The European Parliament's scheduled May 10 vote to approve the EU's plan to cap mobile phone roaming charges has been delayed until at least May 22.
If the Parliament votes at the end of May, national ministers could approve the measure at their June 7 meeting. A compromise would keep the European Commission's goal of having the cuts in place this summer on track.
The key points of the compromise would set a EUR0.45-per-minute limit on the retail price of making an international call within the E.U.
Parliamentarians offered ministers a three-month reprieve before the reduced roaming fees are automatically applied.

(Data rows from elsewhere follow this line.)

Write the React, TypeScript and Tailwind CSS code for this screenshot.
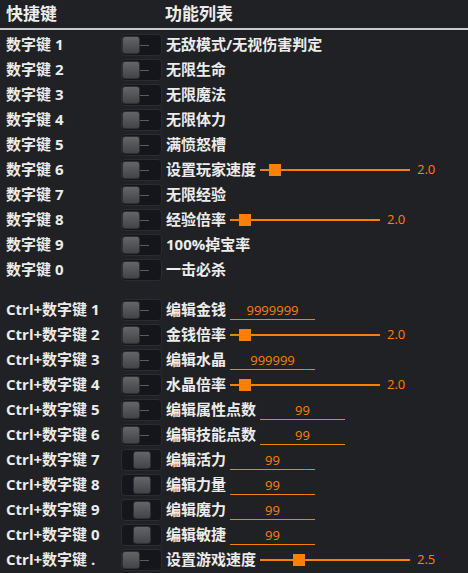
import React from "react";

type Row =
  | { key: string; label: string; knob?: "left" | "mid"; kind?: "none" }
  | { key: string; label: string; knob?: "left" | "mid"; kind: "slider"; value: string; pos: number }
  | { key: string; label: string; knob?: "left" | "mid"; kind: "input"; value: string };

const numRows: Row[] = [
  { key: "数字键 1", label: "无敌模式/无视伤害判定" },
  { key: "数字键 2", label: "无限生命" },
  { key: "数字键 3", label: "无限魔法" },
  { key: "数字键 4", label: "无限体力" },
  { key: "数字键 5", label: "满愤怒槽" },
  { key: "数字键 6", label: "设置玩家速度", kind: "slider", value: "2.0", pos: 9 },
  { key: "数字键 7", label: "无限经验" },
  { key: "数字键 8", label: "经验倍率", kind: "slider", value: "2.0", pos: 9 },
  { key: "数字键 9", label: "100%掉宝率" },
  { key: "数字键 0", label: "一击必杀" },
];

const ctrlRows: Row[] = [
  { key: "Ctrl+数字键 1", label: "编辑金钱", kind: "input", value: "9999999" },
  { key: "Ctrl+数字键 2", label: "金钱倍率", kind: "slider", value: "2.0", pos: 9 },
  { key: "Ctrl+数字键 3", label: "编辑水晶", kind: "input", value: "999999" },
  { key: "Ctrl+数字键 4", label: "水晶倍率", kind: "slider", value: "2.0", pos: 9 },
  { key: "Ctrl+数字键 5", label: "编辑属性点数", kind: "input", value: "99" },
  { key: "Ctrl+数字键 6", label: "编辑技能点数", kind: "input", value: "99" },
  { key: "Ctrl+数字键 7", label: "编辑活力", kind: "input", value: "99", knob: "mid" },
  { key: "Ctrl+数字键 8", label: "编辑力量", kind: "input", value: "99", knob: "mid" },
  { key: "Ctrl+数字键 9", label: "编辑魔力", kind: "input", value: "99", knob: "mid" },
  { key: "Ctrl+数字键 0", label: "编辑敏捷", kind: "input", value: "99", knob: "mid" },
  { key: "Ctrl+数字键 .", label: "设置游戏速度", kind: "slider", value: "2.5", pos: 33 },
];

const Toggle = ({ knob = "left" }: { knob?: "left" | "mid" }) => (
  <div className="relative h-[22px] w-[41px] shrink-0 rounded-[4px] border border-[#2a2c31] bg-[#14161b]">
    {knob === "left" && (
      <div className="absolute left-[18px] top-[10px] h-px w-[9px] bg-[#5a5c60]" />
    )}
    <div
      className={`absolute top-[1px] h-[18px] w-[18px] rounded-[3px] border border-[#2e3033] bg-gradient-to-b from-[#636567] to-[#424446] ${
        knob === "mid" ? "left-[11px]" : "left-0"
      }`}
    />
  </div>
);

const Slider = ({ pos }: { pos: number }) => (
  <div className="relative h-[12px] w-[150px]">
    <div className="absolute left-0 right-0 top-[5px] h-[2px] bg-[#ff7f00]" />
    <div className="absolute top-0 h-[12px] w-[12px] bg-[#ff7f00]" style={{ left: pos }} />
  </div>
);

const RowView = ({ row }: { row: Row }) => (
  <div className="flex h-[25px] items-center">
    <div className="w-[121px] shrink-0 pl-[6px] text-[15px] font-bold text-[#ececec]">{row.key}</div>
    <Toggle knob={row.knob} />
    <div className="ml-[4px] text-[15px] font-bold text-[#ececec]">{row.label}</div>
    {row.kind === "slider" && (
      <div className="ml-[4px] flex items-center">
        <Slider pos={row.pos} />
        <span className="ml-[7px] text-[13px] text-[#ff7f00]">{row.value}</span>
      </div>
    )}
    {row.kind === "input" && (
      <div className="ml-[4px] mt-[2px] flex h-[19px] w-[85px] items-center justify-center border-b border-[#ff7f00] text-[13px] leading-none text-[#ff7f00]">
        {row.value}
      </div>
    )}
  </div>
);

export default function App() {
  return (
    <div
      className="h-[573px] w-[468px] overflow-hidden bg-[#202124]"
      style={{ fontFamily: '"Open Sans", "Noto Sans CJK SC", sans-serif' }}
    >
      <div className="flex h-[30px] items-center border-b-2 border-[#c9c9c9] pb-[1px]">
        <div className="w-[165px] pl-[6px] text-[17px] font-bold text-[#ececec]">快捷键</div>
        <div className="text-[17px] font-bold text-[#ececec]">功能列表</div>
      </div>
      <div className="pt-[2px]">
        {numRows.map((r) => (
          <RowView key={r.key} row={r} />
        ))}
      </div>
      <div className="pt-[15px]">
        {ctrlRows.map((r) => (
          <RowView key={r.key} row={r} />
        ))}
      </div>
    </div>
  );
}
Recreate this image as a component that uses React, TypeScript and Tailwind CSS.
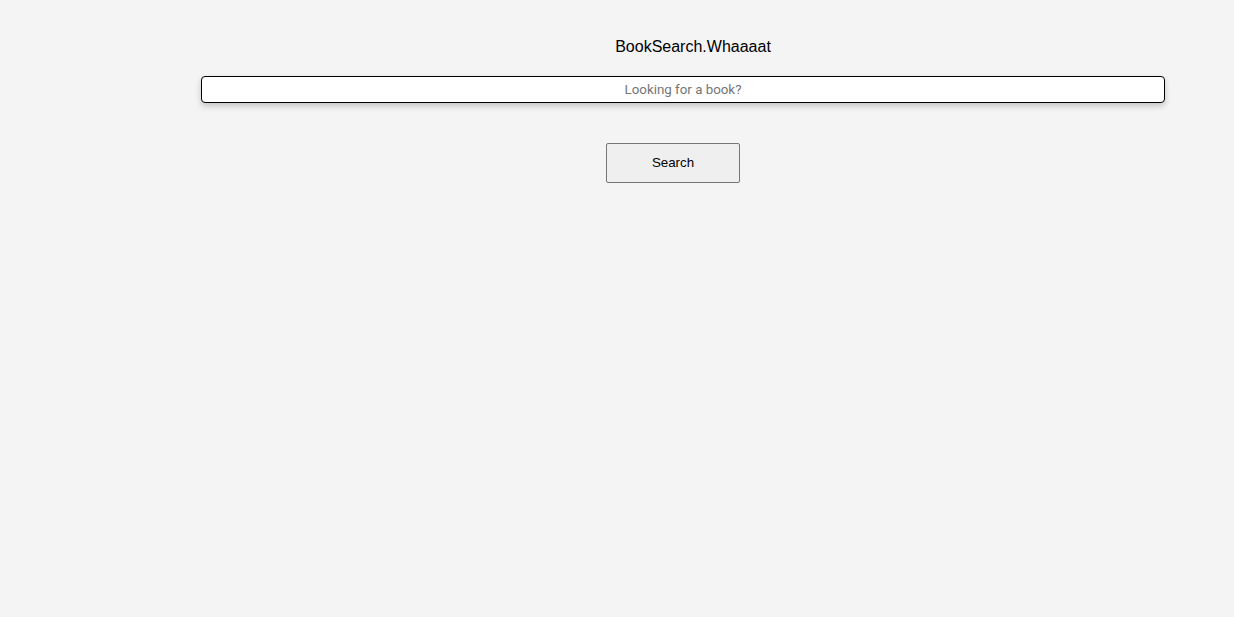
export default function App() {
  return (
    <div className="min-h-screen w-full bg-[#f4f4f4] font-['Liberation_Sans',Arial,sans-serif]">
      <div className="pt-[38px] pl-[152px] text-center text-[16px] leading-[18px] text-black">
        BookSearch.Whaaaat
      </div>
      <div className="mt-[20px] pl-[201px]">
        <input
          type="text"
          placeholder="Looking for a book?"
          className="block h-[27px] w-[964px] rounded-[4px] border border-black bg-white text-center font-['Roboto',sans-serif] text-[13.33px] text-black shadow-[0_3px_6px_rgba(0,0,0,0.2)] outline-none placeholder:text-[#757575]"
        />
      </div>
      <div className="mt-[40px] flex justify-center pl-[112px]">
        <button className="h-[40px] w-[134px] rounded-[2px] border border-[#767676] bg-[#efefef] text-[13.33px] text-black">
          Search
        </button>
      </div>
    </div>
  );
}
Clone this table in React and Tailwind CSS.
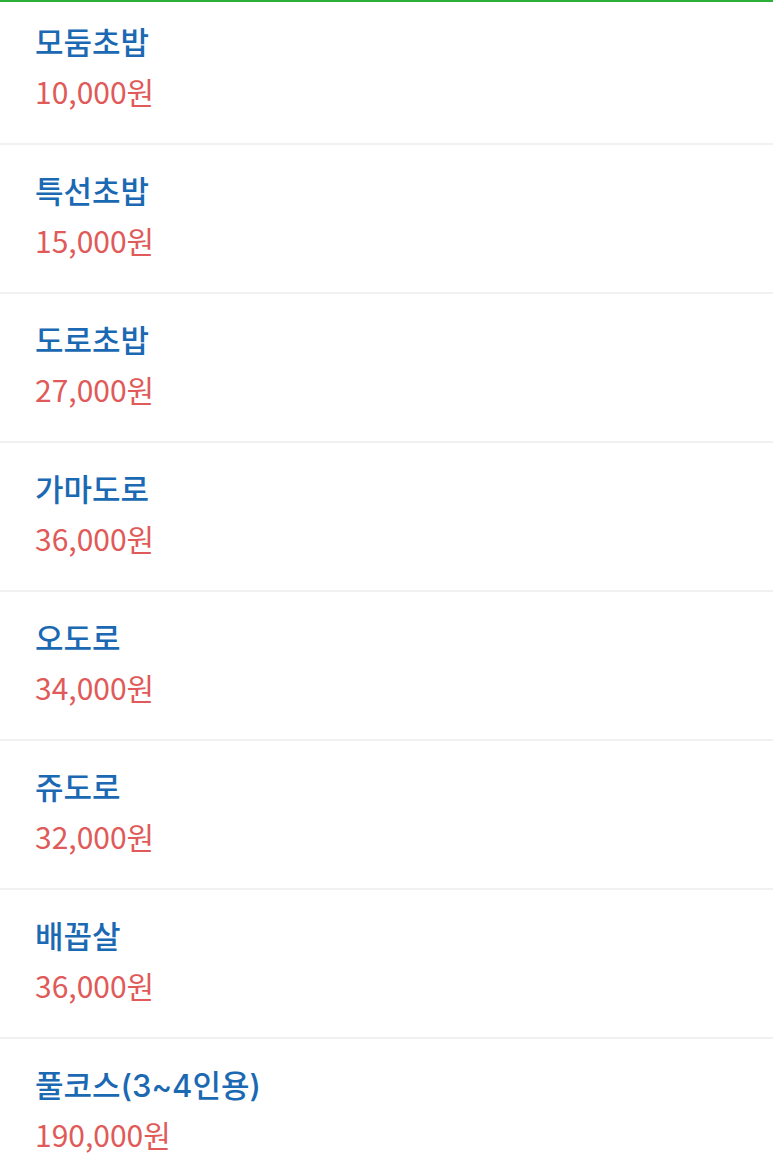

This would mean that if customers neither apply for the new reduced fees nor tell their operators explicitly they want to keep their old roaming plans, they would automatically be switched to the new reduced fees only after three months - not immediately as the parliament and commission originally wanted.

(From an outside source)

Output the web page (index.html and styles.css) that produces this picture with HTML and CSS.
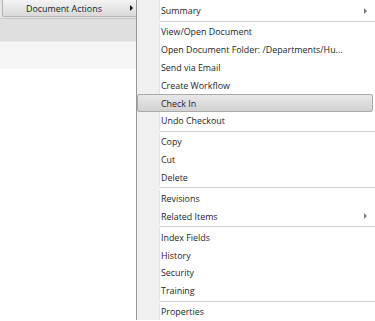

Mobile operators draw between 10%-18% of their revenues from international roaming charges, according to a 2006 study by research firm Evalueserve. Also, the bulk of these revenues are drawn during the summer months when more Europeans travel.
Despite the protests of Europe's mobile phone operators, the commission has so far managed to fast-track the limits on roaming fees thanks to the overwhelming popularity of the issue. Commission figures show that some 70% of Europeans are behind the push.
BELTUG watches the decision process very closely. If the EU decided to have a three-month reprieve before the reduced roaming fees are automatically applied, BELTUG will alert its members, so they can take action towards their mobile operator.